_Work to do_. Extract the text of every entry below exactly; leave images out.

START

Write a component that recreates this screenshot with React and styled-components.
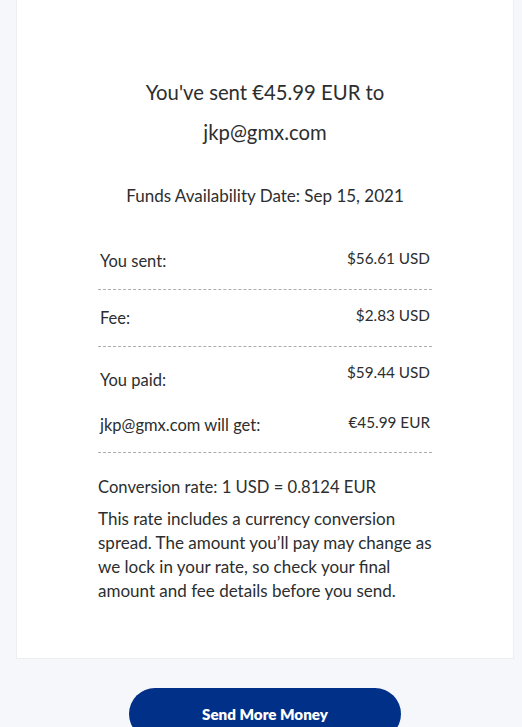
import React from "react";
import styled, { createGlobalStyle } from "styled-components";

const GlobalStyle = createGlobalStyle`
  body {
    margin: 0;
    background: #f5f7fa;
    font-family: Lato, "Noto Sans", sans-serif;
    color: #2c2e2f;
  }
`;

const Page = styled.div`
  padding: 0 8px 40px 16px;
`;

const Card = styled.div`
  background: #ffffff;
  border: 1px solid #eceef0;
  border-top: none;
  padding: 72px 0 55px;
`;

const Content = styled.div`
  width: 334px;
  margin: 0 auto;
`;

const Heading = styled.h1`
  margin: 0;
  font-size: 20.3px;
  line-height: 40px;
  font-weight: 400;
  text-align: center;
  color: #2c2e2f;
`;

const DateLine = styled.p`
  margin: 32px 0 25px;
  font-size: 17px;
  line-height: 24px;
  text-align: center;
`;

const Row = styled.div`
  display: flex;
  justify-content: space-between;
  align-items: flex-start;
  padding: ${(p) => p.$pad};
  border-bottom: ${(p) => (p.$line ? "1px dashed #a9aeb2" : "none")};
  line-height: 20px;
`;

const Label = styled.span`
  padding-left: 2px;
  margin-top: ${(p) => p.$offset}px;
  font-size: 16.5px;
`;

const Value = styled.span`
  padding-right: 2px;
  font-size: 15.3px;
`;

const Rate = styled.p`
  margin: 22px 0 8px;
  font-size: 16.6px;
  line-height: 24px;
`;

const Note = styled.p`
  margin: 0;
  font-size: 17px;
  line-height: 24px;
`;

const Actions = styled.div`
  display: flex;
  justify-content: center;
  padding-top: 29px;
`;

const PrimaryButton = styled.button`
  width: 272px;
  height: 52px;
  border: none;
  border-radius: 26px;
  background: #003087;
  color: #ffffff;
  font-family: Lato, "Noto Sans", sans-serif;
  font-weight: 800;
  font-size: 15.2px;
  cursor: pointer;
`;

const rows = [
  { label: "You sent:", value: "$56.61 USD", pad: "15px 0 18px", offset: 3, line: true },
  { label: "Fee:", value: "$2.83 USD", pad: "15px 0 18px", offset: 3, line: true },
  { label: "You paid:", value: "$59.44 USD", pad: "15px 0 0", offset: 8, line: false },
  { label: "jkp@gmx.com will get:", value: "€45.99 EUR", pad: "22px 0 17px", offset: 3, line: true },
];

export default function App() {
  return (
    <>
      <GlobalStyle />
      <Page>
        <Card>
          <Content>
            <Heading>
              You've sent €45.99 EUR to
              <br />
              jkp@gmx.com
            </Heading>
            <DateLine>Funds Availability Date: Sep 15, 2021</DateLine>
            {rows.map((r) => (
              <Row key={r.label} $pad={r.pad} $line={r.line}>
                <Label $offset={r.offset}>{r.label}</Label>
                <Value>{r.value}</Value>
              </Row>
            ))}
            <Rate>Conversion rate: 1 USD = 0.8124 EUR</Rate>
            <Note>
              This rate includes a currency conversion spread. The amount you’ll
              pay may change as we lock in your rate, so check your final amount
              and fee details before you send.
            </Note>
          </Content>
        </Card>
        <Actions>
          <PrimaryButton>Send More Money</PrimaryButton>
        </Actions>
      </Page>
    </>
  );
}
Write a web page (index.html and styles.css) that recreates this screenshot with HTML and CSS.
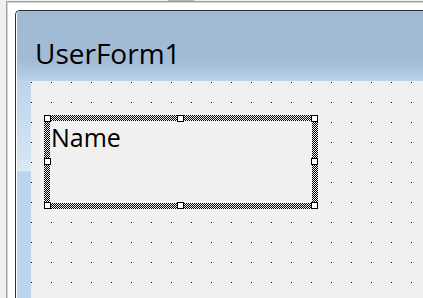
FILE: index.html
```html
<!DOCTYPE html>
<html>
<head>
<meta charset="utf-8">
<link rel="stylesheet" href="styles.css">
</head>
<body>
<div class="topstrip"><div class="tab"></div></div>
<div class="frame">
  <div class="window">
    <div class="titlebar">UserForm1</div>
    <div class="client">
      <div class="leftstrip"></div>
      <div class="canvas">
        <div class="selection">
          <svg class="hatch" width="274" height="94" viewBox="0 0 274 94" shape-rendering="crispEdges">
            <defs>
              <pattern id="chk" x="0" y="0" width="2" height="2" patternUnits="userSpaceOnUse">
                <rect x="0" y="0" width="2" height="2" fill="#f0f0f0"/>
                <rect x="0" y="0" width="1" height="1" fill="#000"/>
                <rect x="1" y="1" width="1" height="1" fill="#000"/>
              </pattern>
            </defs>
            <rect x="0" y="0" width="274" height="94" fill="url(#chk)"/>
          </svg>
          <div class="label">Name</div>
          <span class="handle h-tl"></span>
          <span class="handle h-tm"></span>
          <span class="handle h-tr"></span>
          <span class="handle h-ml"></span>
          <span class="handle h-mr"></span>
          <span class="handle h-bl"></span>
          <span class="handle h-bm"></span>
          <span class="handle h-br"></span>
        </div>
      </div>
    </div>
  </div>
</div>
</body>
</html>
```
FILE: styles.css
```css
html, body {
  margin: 0;
  padding: 0;
  height: 100%;
  overflow: hidden;
}
body {
  background: #f0f0f0;
  font-family: "Open Sans", "Noto Sans", sans-serif;
  display: flex;
  flex-direction: column;
}
.topstrip {
  height: 1px;
  flex: none;
}
.tab {
  margin-left: 168px;
  width: 26px;
  height: 1px;
  background: #b4b4b4;
}
.frame {
  flex: 1;
  margin-left: 6px;
  border-left: 1px solid #a0a0a0;
  border-top: 1px solid #a0a0a0;
  box-shadow: inset 1px 1px 0 #d4d4d4;
  background: #fff;
  padding: 8px 0 0 8px;
  display: flex;
  flex-direction: column;
  min-height: 0;
}
.window {
  flex: 1;
  border-left: 1px solid #2e2e2e;
  border-top: 1px solid #2e2e2e;
  border-top-left-radius: 5px;
  background: #fff;
  padding-left: 1px;
  overflow: hidden;
  display: flex;
  flex-direction: column;
}
.titlebar {
  flex: none;
  height: 70px;
  box-sizing: border-box;
  padding: 28px 0 0 18px;
  font-size: 28px;
  line-height: 28px;
  color: #000;
  background: linear-gradient(to bottom, #a0b9d5 0%, #a2bbd6 70%, #b0c8e2 88%, #bcd2ea 100%);
  border-top-left-radius: 4px;
}
.client {
  flex: 1;
  display: flex;
  min-height: 0;
}
.leftstrip {
  flex: none;
  width: 14px;
  background: linear-gradient(to bottom, #bed4ec 0px, #d2e2f2 70px, #dce9f5 90px, #bcd4ec 91px, #bcd4ec 100%);
}
.canvas {
  flex: 1;
  background-color: #f0f0f0;
  background-image:
    linear-gradient(to right, transparent 1px, #f0f0f0 1px),
    linear-gradient(to bottom, #000 1px, #f0f0f0 1px);
  background-size: 20px 20px, 20px 20px;
  background-position: 0 1px, 0 1px;
  padding: 34px 0 0 13px;
}
.selection {
  position: relative;
  width: 274px;
  height: 94px;
  box-sizing: border-box;
  padding: 6px;
}
.hatch {
  position: absolute;
  left: 0;
  top: 0;
  display: block;
}
.label {
  position: relative;
  height: 100%;
  background: #f0f0f0;
  box-sizing: border-box;
  padding: 4px 0 0 1px;
  font-size: 25px;
  line-height: 25px;
  color: #000;
}
.handle {
  position: absolute;
  width: 7px;
  height: 7px;
  box-sizing: border-box;
  border: 1px solid #000;
  background: #fff;
}
.h-tl { left: 0; top: 0; }
.h-tm { left: 133px; top: 0; }
.h-tr { left: 267px; top: 0; }
.h-ml { left: 0; top: 43px; }
.h-mr { left: 267px; top: 43px; }
.h-bl { left: 0; top: 87px; }
.h-bm { left: 133px; top: 87px; }
.h-br { left: 267px; top: 87px; }
```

END

_Output for this exercise_.
Write a component that recreates this screenshot with React and styled-components.
import React from "react";
import styled, { createGlobalStyle } from "styled-components";

const GlobalStyle = createGlobalStyle`
  body {
    margin: 0;
    background: #f5f7fa;
    font-family: Lato, "Noto Sans", sans-serif;
    color: #2c2e2f;
  }
`;

const Page = styled.div`
  padding: 0 8px 40px 16px;
`;

const Card = styled.div`
  background: #ffffff;
  border: 1px solid #eceef0;
  border-top: none;
  padding: 72px 0 55px;
`;

const Content = styled.div`
  width: 334px;
  margin: 0 auto;
`;

const Heading = styled.h1`
  margin: 0;
  font-size: 20.3px;
  line-height: 40px;
  font-weight: 400;
  text-align: center;
  color: #2c2e2f;
`;

const DateLine = styled.p`
  margin: 32px 0 25px;
  font-size: 17px;
  line-height: 24px;
  text-align: center;
`;

const Row = styled.div`
  display: flex;
  justify-content: space-between;
  align-items: flex-start;
  padding: ${(p) => p.$pad};
  border-bottom: ${(p) => (p.$line ? "1px dashed #a9aeb2" : "none")};
  line-height: 20px;
`;

const Label = styled.span`
  padding-left: 2px;
  margin-top: ${(p) => p.$offset}px;
  font-size: 16.5px;
`;

const Value = styled.span`
  padding-right: 2px;
  font-size: 15.3px;
`;

const Rate = styled.p`
  margin: 22px 0 8px;
  font-size: 16.6px;
  line-height: 24px;
`;

const Note = styled.p`
  margin: 0;
  font-size: 17px;
  line-height: 24px;
`;

const Actions = styled.div`
  display: flex;
  justify-content: center;
  padding-top: 29px;
`;

const PrimaryButton = styled.button`
  width: 272px;
  height: 52px;
  border: none;
  border-radius: 26px;
  background: #003087;
  color: #ffffff;
  font-family: Lato, "Noto Sans", sans-serif;
  font-weight: 800;
  font-size: 15.2px;
  cursor: pointer;
`;

const rows = [
  { label: "You sent:", value: "$56.61 USD", pad: "15px 0 18px", offset: 3, line: true },
  { label: "Fee:", value: "$2.83 USD", pad: "15px 0 18px", offset: 3, line: true },
  { label: "You paid:", value: "$59.44 USD", pad: "15px 0 0", offset: 8, line: false },
  { label: "jkp@gmx.com will get:", value: "€45.99 EUR", pad: "22px 0 17px", offset: 3, line: true },
];

export default function App() {
  return (
    <>
      <GlobalStyle />
      <Page>
        <Card>
          <Content>
            <Heading>
              You've sent €45.99 EUR to
              <br />
              jkp@gmx.com
            </Heading>
            <DateLine>Funds Availability Date: Sep 15, 2021</DateLine>
            {rows.map((r) => (
              <Row key={r.label} $pad={r.pad} $line={r.line}>
                <Label $offset={r.offset}>{r.label}</Label>
                <Value>{r.value}</Value>
              </Row>
            ))}
            <Rate>Conversion rate: 1 USD = 0.8124 EUR</Rate>
            <Note>
              This rate includes a currency conversion spread. The amount you’ll
              pay may change as we lock in your rate, so check your final amount
              and fee details before you send.
            </Note>
          </Content>
        </Card>
        <Actions>
          <PrimaryButton>Send More Money</PrimaryButton>
        </Actions>
      </Page>
    </>
  );
}
Write a web page (index.html and styles.css) that recreates this screenshot with HTML and CSS.
FILE: index.html
```html
<!DOCTYPE html>
<html>
<head>
<meta charset="utf-8">
<link rel="stylesheet" href="styles.css">
</head>
<body>
<div class="topstrip"><div class="tab"></div></div>
<div class="frame">
  <div class="window">
    <div class="titlebar">UserForm1</div>
    <div class="client">
      <div class="leftstrip"></div>
      <div class="canvas">
        <div class="selection">
          <svg class="hatch" width="274" height="94" viewBox="0 0 274 94" shape-rendering="crispEdges">
            <defs>
              <pattern id="chk" x="0" y="0" width="2" height="2" patternUnits="userSpaceOnUse">
                <rect x="0" y="0" width="2" height="2" fill="#f0f0f0"/>
                <rect x="0" y="0" width="1" height="1" fill="#000"/>
                <rect x="1" y="1" width="1" height="1" fill="#000"/>
              </pattern>
            </defs>
            <rect x="0" y="0" width="274" height="94" fill="url(#chk)"/>
          </svg>
          <div class="label">Name</div>
          <span class="handle h-tl"></span>
          <span class="handle h-tm"></span>
          <span class="handle h-tr"></span>
          <span class="handle h-ml"></span>
          <span class="handle h-mr"></span>
          <span class="handle h-bl"></span>
          <span class="handle h-bm"></span>
          <span class="handle h-br"></span>
        </div>
      </div>
    </div>
  </div>
</div>
</body>
</html>
```
FILE: styles.css
```css
html, body {
  margin: 0;
  padding: 0;
  height: 100%;
  overflow: hidden;
}
body {
  background: #f0f0f0;
  font-family: "Open Sans", "Noto Sans", sans-serif;
  display: flex;
  flex-direction: column;
}
.topstrip {
  height: 1px;
  flex: none;
}
.tab {
  margin-left: 168px;
  width: 26px;
  height: 1px;
  background: #b4b4b4;
}
.frame {
  flex: 1;
  margin-left: 6px;
  border-left: 1px solid #a0a0a0;
  border-top: 1px solid #a0a0a0;
  box-shadow: inset 1px 1px 0 #d4d4d4;
  background: #fff;
  padding: 8px 0 0 8px;
  display: flex;
  flex-direction: column;
  min-height: 0;
}
.window {
  flex: 1;
  border-left: 1px solid #2e2e2e;
  border-top: 1px solid #2e2e2e;
  border-top-left-radius: 5px;
  background: #fff;
  padding-left: 1px;
  overflow: hidden;
  display: flex;
  flex-direction: column;
}
.titlebar {
  flex: none;
  height: 70px;
  box-sizing: border-box;
  padding: 28px 0 0 18px;
  font-size: 28px;
  line-height: 28px;
  color: #000;
  background: linear-gradient(to bottom, #a0b9d5 0%, #a2bbd6 70%, #b0c8e2 88%, #bcd2ea 100%);
  border-top-left-radius: 4px;
}
.client {
  flex: 1;
  display: flex;
  min-height: 0;
}
.leftstrip {
  flex: none;
  width: 14px;
  background: linear-gradient(to bottom, #bed4ec 0px, #d2e2f2 70px, #dce9f5 90px, #bcd4ec 91px, #bcd4ec 100%);
}
.canvas {
  flex: 1;
  background-color: #f0f0f0;
  background-image:
    linear-gradient(to right, transparent 1px, #f0f0f0 1px),
    linear-gradient(to bottom, #000 1px, #f0f0f0 1px);
  background-size: 20px 20px, 20px 20px;
  background-position: 0 1px, 0 1px;
  padding: 34px 0 0 13px;
}
.selection {
  position: relative;
  width: 274px;
  height: 94px;
  box-sizing: border-box;
  padding: 6px;
}
.hatch {
  position: absolute;
  left: 0;
  top: 0;
  display: block;
}
.label {
  position: relative;
  height: 100%;
  background: #f0f0f0;
  box-sizing: border-box;
  padding: 4px 0 0 1px;
  font-size: 25px;
  line-height: 25px;
  color: #000;
}
.handle {
  position: absolute;
  width: 7px;
  height: 7px;
  box-sizing: border-box;
  border: 1px solid #000;
  background: #fff;
}
.h-tl { left: 0; top: 0; }
.h-tm { left: 133px; top: 0; }
.h-tr { left: 267px; top: 0; }
.h-ml { left: 0; top: 43px; }
.h-mr { left: 267px; top: 43px; }
.h-bl { left: 0; top: 87px; }
.h-bm { left: 133px; top: 87px; }
.h-br { left: 267px; top: 87px; }
```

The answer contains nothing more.